PRE-ALZ

alzheimers-April-2011

Elizabeth Willis Barrett

 My daughter Kelli is reading the book The House at Tyneford.  That title sounded familiar to me and I assumed that I had started to listen to it and then didn’t like it well enough to finish it.  Thinking I would give it another try, I downloaded it onto my phone from Overdrive.  I was pleased with the skill of the writer and wondered why I had discarded it the first time.  When I had listened to the book for a while without any recognition whatsoever of the plot, the characters or the location, one incident was described: a manuscript in a viola.  Aha!  That sounded very familiar.  Since I list all the books I’ve listened to on my blog, I checked my old blog on Blogspot and saw that I had listed The House at Tyneford.  That meant I had already listened to it!  The whole of it!
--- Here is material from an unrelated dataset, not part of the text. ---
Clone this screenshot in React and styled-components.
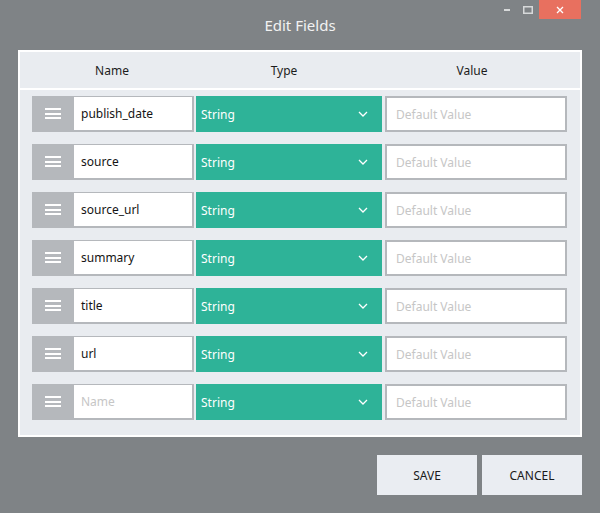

So where was the story that had at one time been put into my brain?  It must have been buried so deeply in a brain fold that I couldn’t drag out any of it except for a few incidental points.  I had to re-listen to the whole book just to re-find out what happened to that viola manuscript.  It was very frustrating.  Partly because I should have been putting my time into a book I hadn’t already listened to.  But mostly because I couldn’t remember.  Really, where does stuff go when it enters your brain? And why are some people, like Brad for instance, able to pull out deeply filed information so easily?  And others, like me for instance, can’t even remember that we had filed the info at all? 

 As a child of parents whose minds couldn’t pull up much of anything in their old age, it causes great concern to me.  Have my synapses already started to deteriorate?  Is my brain lacking in healthy blood flow?    Are there tangles in my brain that need to be dissolved?  I’m considering taking part in a clinical research study that is investigating a medication that may be able to slow or halt the progression of Alzheimer’s.  I think I would be a good candidate. 

 Although, now that I have checked it out further, I see that if I became a participant of the study, I would need a care giver to accompany me throughout the process which lasts 14 to 22 months.  

 I think I’ll skip the study because I don’t think Brad would enjoy being my care giver yet.  Better save him for the final stages.